2019年8月30日
日本郵政グループは、不適切な販売問題を受けて営業活動を自粛しているかんぽ生命の保険について、ことし10月1日から段階的に営業を再開することを明らかにしました。再開にあたっては、70歳以上の顧客には積極的に保険を勧めないなどの再発防止策をとるとしています。
日本郵政グループは、かんぽ生命の保険の販売で不適切な事例が多数見つかったことを受けて、保険の営業活動を自粛しています。
これについて会社は30日、不適切販売についての調査の中間報告を来月中に行うことなどを踏まえ、ことし10月1日から段階的に営業を再開すると発表しました。
再開にあたっては再発防止策をとるということで、70歳以上の顧客に対しては、契約が満期になって顧客側に加入の意向がある場合などを除き、積極的に保険を勧めることを禁止するとしています。これまでは80歳以上の高齢者が対象でした。
また、古い契約を新しい契約に乗り換える場合、保険内容を提案する前に、郵便局の営業担当の部長などが顧客の意向を確認するとしています。
今回の問題では、高齢者に対して顧客に不利になるような保険の販売をしていた事例が明らかになっているだけに、再発防止策を着実に実行できるか問われることになります。
出典:NHK NEWSWEB かんぽ生命 10月から営業再開へ 70歳以上には積極的に勧めず
10月1日から段階的とは言え、営業再開を明言するのは時期尚早ではないでしょうか。
不適切販売については現在調査中であり、中間報告は来月中に行われることになっています。
また、来月中旬には金融庁が「立ち入り検査」を行う方針を固めています。
不適切販売の調査中の段階であり、金融庁の処分すら決まっていない状況です。
再発防止策とし示しているのは、
・古い契約を新しい契約に乗り換える場合、保険内容を提案する前に営業担当部長が顧客の意向確認をする。
これは小手先の再発防止策に過ぎません。
不適切販売の全容が解明されるまで、経営側は安易に営業再開を明らかにすべきではありません。
最終的には、金融庁の判断が入ることでしょう。
仮に6ヶ月の「業務停止命令」を下されれば、10月の再開はできません。
経営側は、自分たちの置かれている立場を本当に理解しているのでしょうか?
国民からすれば、全国規模での不祥事であり不適切販売が局所的に行われたのか、蔓延的に行われたのか気になるところです。
例えば、法令違反件数が仮に22件すれば、47都道府県なので全く違反のない地域もあることでしょう。
法令違反のない地域では、少なからず安心できます。
地域に1件でも法令違反があるのであれば、法令違反を犯した局員が必ず存在します。
少なくても、その地域で保険を販売する局員に対しては、再教育を行い法令遵守を徹底して欲しいものです。
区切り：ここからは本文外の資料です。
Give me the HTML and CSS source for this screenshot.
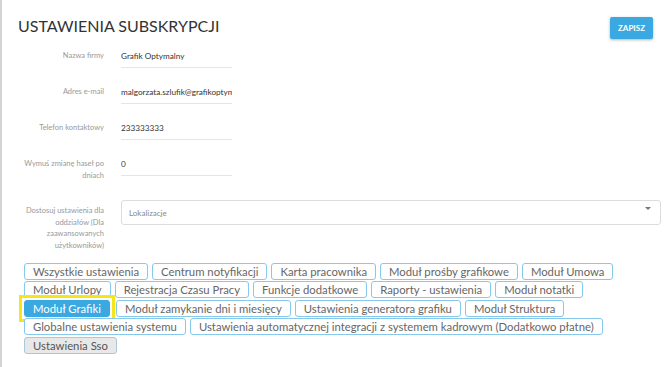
FILE: index.html
```html
<!DOCTYPE html>
<html lang="pl">
<head>
<meta charset="utf-8">
<title>Ustawienia subskrypcji</title>
<link rel="stylesheet" href="styles.css">
</head>
<body>
<div class="page">
  <header class="head">
    <h1 class="title">USTAWIENIA SUBSKRYPCJI</h1>
    <button class="save" type="button">ZAPISZ</button>
  </header>

  <div class="form">
    <div class="row">
      <div class="label">Nazwa firmy</div>
      <div class="field"><div class="input">Grafik Optymalny</div></div>
    </div>
    <div class="row">
      <div class="label">Adres e-mail</div>
      <div class="field"><div class="input">malgorzata.szlufik@grafikoptymalny.pl</div></div>
    </div>
    <div class="row">
      <div class="label">Telefon kontaktowy</div>
      <div class="field"><div class="input">233333333</div></div>
    </div>
    <div class="row">
      <div class="label">Wymuś zmianę haseł po dniach</div>
      <div class="field"><div class="input">0</div></div>
    </div>
    <div class="row row-select">
      <div class="label">Dostosuj ustawienia dla oddziałów (Dla zaawansowanych użytkowników)</div>
      <div class="field field-wide">
        <div class="select">
          <span class="placeholder">Lokalizacje</span>
          <span class="caret"></span>
        </div>
      </div>
    </div>
  </div>

  <div class="modules">
    <button class="mod" type="button">Wszystkie ustawienia</button>
    <button class="mod" type="button">Centrum notyfikacji</button>
    <button class="mod" type="button">Karta pracownika</button>
    <button class="mod" type="button">Moduł prośby grafikowe</button>
    <button class="mod" type="button">Moduł Umowa</button>
    <button class="mod" type="button">Moduł Urlopy</button>
    <button class="mod" type="button">Rejestracja Czasu Pracy</button>
    <button class="mod" type="button">Funkcje dodatkowe</button>
    <button class="mod" type="button">Raporty - ustawienia</button>
    <button class="mod" type="button">Moduł notatki</button>
    <button class="mod mod-active" type="button">Moduł Grafiki</button>
    <button class="mod" type="button">Moduł zamykanie dni i miesięcy</button>
    <button class="mod" type="button">Ustawienia generatora grafiku</button>
    <button class="mod" type="button">Moduł Struktura</button>
    <button class="mod" type="button">Globalne ustawienia systemu</button>
    <button class="mod" type="button">Ustawienia automatycznej integracji z systemem kadrowym (Dodatkowo płatne)</button>
    <button class="mod mod-gray" type="button">Ustawienia Sso</button>
  </div>
</div>
</body>
</html>
```

FILE: styles.css
```css
html, body {
  margin: 0;
  padding: 0;
  background: #fff;
}

body {
  font-family: Lato, "Open Sans", sans-serif;
  color: #333;
}

.page {
  border-left: 2px solid #d4d4d4;
  min-height: 367px;
  box-sizing: border-box;
  padding: 0 9px 0 16px;
}

.head {
  display: flex;
  justify-content: space-between;
  align-items: flex-start;
  padding-top: 15px;
}

.title {
  margin: 0;
  font-size: 16px;
  line-height: 22px;
  font-weight: 400;
  color: #333;
  letter-spacing: 0;
}

.save {
  margin-top: 2px;
  margin-right: 8px;
  width: 43px;
  height: 22px;
  border: 0;
  border-radius: 2px;
  background: #3aa9e1;
  color: #fff;
  font-family: Lato, sans-serif;
  font-weight: 700;
  font-size: 8px;
  padding: 0;
  box-shadow: 0 1px 3px rgba(0, 0, 0, 0.3);
}

.form {
  margin-top: 6px;
}

.row {
  display: grid;
  grid-template-columns: 80px 1fr;
  column-gap: 17px;
  margin-left: 6px;
  margin-bottom: 13px;
}

.label {
  text-align: right;
  font-size: 7.5px;
  line-height: 12px;
  color: #999;
  padding-top: 5px;
}

.field {
  width: 111px;
}

.field-wide {
  width: 540px;
}

.input {
  height: 22px;
  line-height: 22px;
  font-size: 8.2px;
  color: #333;
  border-bottom: 1px solid #e6e6e6;
  white-space: nowrap;
  overflow: hidden;
}

.row-select {
  margin-top: 18px;
  margin-bottom: 11px;
}

.row-select .label {
  padding-top: 5px;
  line-height: 11.7px;
}

.select {
  position: relative;
  height: 25px;
  box-sizing: border-box;
  border: 1px solid #dcdcdc;
  border-radius: 3px;
  display: flex;
  align-items: center;
  padding: 0 7px;
}

.placeholder {
  font-size: 8px;
  color: #8a8a8a;
  padding-top: 1px;
}

.caret {
  position: absolute;
  right: 9px;
  top: 6px;
  width: 0;
  height: 0;
  border-left: 3px solid transparent;
  border-right: 3px solid transparent;
  border-top: 3px solid #777;
}

.modules {
  display: flex;
  flex-wrap: wrap;
  gap: 1.5px 4px;
  margin-left: 6px;
  margin-right: 40px;
}

.mod {
  position: relative;
  height: 17px;
  padding: 0 8px;
  border: 1px solid #86c9ec;
  border-radius: 3px;
  background: #fff;
  color: #666;
  font-family: Lato, sans-serif;
  font-size: 11.3px;
  line-height: 15px;
  white-space: nowrap;
}

.mod-active {
  background: #3aa9e1;
  border-color: #3aa9e1;
  color: #fff;
  margin-right: 2px;
}

.mod-active::after {
  content: "";
  position: absolute;
  left: -6px;
  right: -6px;
  top: -6px;
  bottom: -6px;
  border: 3px solid #f7e51b;
  pointer-events: none;
}

.mod-gray {
  background: #e8e8e8;
  border-color: #a9c8da;
  color: #555;
}
```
また、悪質な法令違反を犯した局員については、「保険募集人」としての資格剥奪等、局員個人に対しても厳しい措置が下されるべきです。
なぜ局員が、悪質な法令違反を犯したのか原因を追究し、組織として生み出したものであれば組織体制や人事配置の見直しを行うべきです。
また新たな疑惑も浮上しています。
2019年7月31日のNHKクローズアップ現代では、電子サインが契約書に転写された疑いがあるとの報道がありました、
「営業報告のためのサイン」と促され、タブレット端末にサイン、そのサインが契約書に転写された問題です。
筆跡データを保存して、他の書類に転写できる機能を有するタブレット端末。
そんなタブレットにサインすることは、白紙委任状にサインするのと同じようなものです。
事実を明らかにし、当事者を厳罰と処すのは勿論、システム改修する等の対応が必要となります。
10月1日から営業再開を示したのは時期尚早であり、経営側の危機感は皆無といっていいでしょう。
民間の保険業者であれば「免許取消」といった金融庁の処分も想定されます。
郵政民営化は国策でもあり、そのような処分は下されないと思われますが、金融庁は事実を明らかにし厳正なる処分を下すことを願います。